When you’re building the world of your film, where do you look for inspiration?

This film came fully to me in its entirety. All our ideas are informed by everything we’ve ever watched, thought, discussed, and observed. But this full idea just popped into my head and wouldn’t go away. The feature story takes more time to develop as a slow-burn cannibals versus their neighbors plot where you’re rooting for the cannibals…but in the end, this short is pretty much birthed exactly as it wanted to come into the world.

What would you do if you woke up inside of your film?

I’d be fucked. This tight-knit community of backwoods cannibals who also watch Netflix!?! My best chance would be to befriend the lead villain and be her sidekick or something.

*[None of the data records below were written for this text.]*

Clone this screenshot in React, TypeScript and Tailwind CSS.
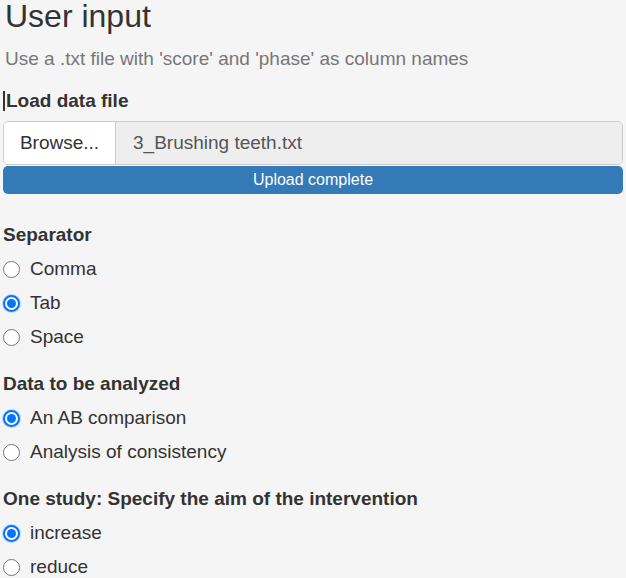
import { useState } from "react";

type Option = { value: string; label: string };

function Radio({ checked }: { checked: boolean }) {
    return checked ? (
        <span className="flex h-[17px] w-[17px] shrink-0 items-center justify-center rounded-full border-2 border-[#0075ff] bg-white shadow-[0_0_0_1px_#b9d6ff]">
            <span className="h-[9px] w-[9px] rounded-full bg-[#0075ff]" />
        </span>
    ) : (
        <span className="h-[17px] w-[17px] shrink-0 rounded-full border border-[#767676] bg-white" />
    );
}

function RadioGroup({
    title,
    options,
    value,
    onChange,
}: {
    title: string;
    options: Option[];
    value: string;
    onChange: (v: string) => void;
}) {
    return (
        <div className="mb-[18px]">
            <div className="mb-[5px] h-[24px] text-[19px] font-bold leading-[24px]">{title}</div>
            {options.map((o) => (
                <label
                    key={o.value}
                    className="flex h-[34px] cursor-pointer items-center gap-[10px]"
                    onClick={() => onChange(o.value)}
                >
                    <Radio checked={value === o.value} />
                    <span className="text-[19px]">{o.label}</span>
                </label>
            ))}
        </div>
    );
}

export default function App() {
    const [sep, setSep] = useState("tab");
    const [data, setData] = useState("ab");
    const [aim, setAim] = useState("increase");

    return (
        <div
            className="min-h-screen overflow-hidden bg-[#f5f5f5] text-[#333]"
            style={{ fontFamily: '"Liberation Sans", Arial, sans-serif' }}
        >
            <div className="px-[3px]">
                <h3 className="pl-[2px] text-[32px] leading-[32px]">User input</h3>
                <p className="mt-[15px] pl-[2px] text-[19px] leading-[24px] text-[#777]">
                    Use a .txt file with 'score' and 'phase' as column names
                </p>

                <div className="mt-[18px] flex h-[24px] items-center text-[19px] font-bold">
                    <span className="mr-[1px] h-[20px] w-[2px] bg-[#333]" />
                    Load data file
                </div>

                <div className="mt-[8px] flex h-[44px] overflow-hidden rounded-[5px] border border-[#ccc]">
                    <div className="flex w-[112px] items-center justify-center border-r border-[#ccc] bg-white text-[19px]">
                        Browse...
                    </div>
                    <div className="flex flex-1 items-center bg-[#eee] pl-[17px] text-[19px] text-[#555]">
                        3_Brushing teeth.txt
                    </div>
                </div>
                <div className="mt-[1px] flex h-[28px] items-center justify-center rounded-[5px] bg-[#337ab7] text-[16px] text-white">
                    Upload complete
                </div>

                <div className="mt-[29px]">
                    <RadioGroup
                        title="Separator"
                        value={sep}
                        onChange={setSep}
                        options={[
                            { value: "comma", label: "Comma" },
                            { value: "tab", label: "Tab" },
                            { value: "space", label: "Space" },
                        ]}
                    />
                    <RadioGroup
                        title="Data to be analyzed"
                        value={data}
                        onChange={setData}
                        options={[
                            { value: "ab", label: "An AB comparison" },
                            { value: "consistency", label: "Analysis of consistency" },
                        ]}
                    />
                    <RadioGroup
                        title="One study: Specify the aim of the intervention"
                        value={aim}
                        onChange={setAim}
                        options={[
                            { value: "increase", label: "increase" },
                            { value: "reduce", label: "reduce" },
                        ]}
                    />
                </div>
            </div>
        </div>
    );
}
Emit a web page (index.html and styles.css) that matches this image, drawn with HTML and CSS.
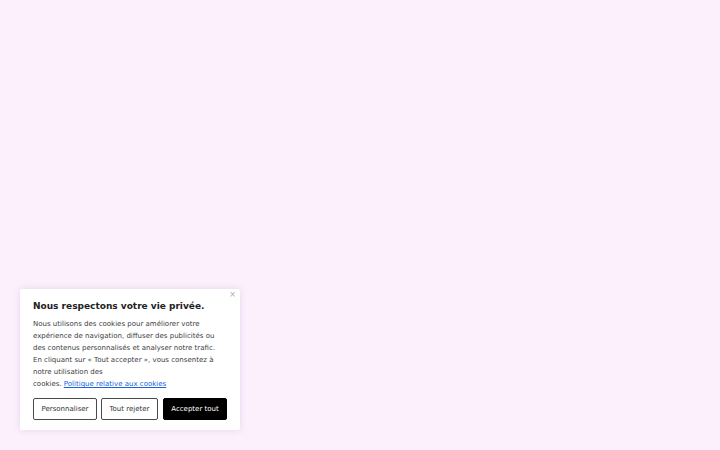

That’d work out for me until she’d just decide to eat me. 

Who would be on your ultimate horror villain squad?

Pretty much just demons. Demons that control animals probably. And Kate Beckinsale as Selene from Underworld, maybe we’d get to make out before we all die.   

Lightning round:

Freddy or Jason? As a kid wasn’t allowed to watch either.

Stephen King or H.P. Lovecraft? Need to read some Lovecraft.

Practical or CGI? Mix the two! It’s 2020, come on (but practical : )

Post Apocalypse or Pre Apocalypse? Pre, but both.

What scares you, and does it inspire your storytelling?

Not living up to my full potential terrifies me; wasting my life. I normally make documentaries, and they all gravitate toward following people on the outside of systems, and then also people who are trying to make things themselves. I love the process of creating things, of making art. It is a battle, and because I always feel like I’m losing it helps to tell stories about people making things they love because they have to. Making things is part of being human. So not making things, to me, is death.

And finally, Ghostface would like to know ‘What’s your favourite scary movie?’

I’m new to scary movies. I live at an art farm church community in the hills south of Oakland. Our farmer-artists are obsessed with horror films. They throw cool screening events, like watching The Witch projected outside at night by our goat pen…freaking terrifying. So, I don’t have a favorite yet, but really enjoyed The Night House by David Bruckner. We saw it at a Sundance midnight screening in the Eygyptian and it was wild. I jumped out of my seat once. And fun to follow a protagonist that makes good decisions the whole film; that was refreshing, and then even more scary on another level because it just keeps getting worse for her.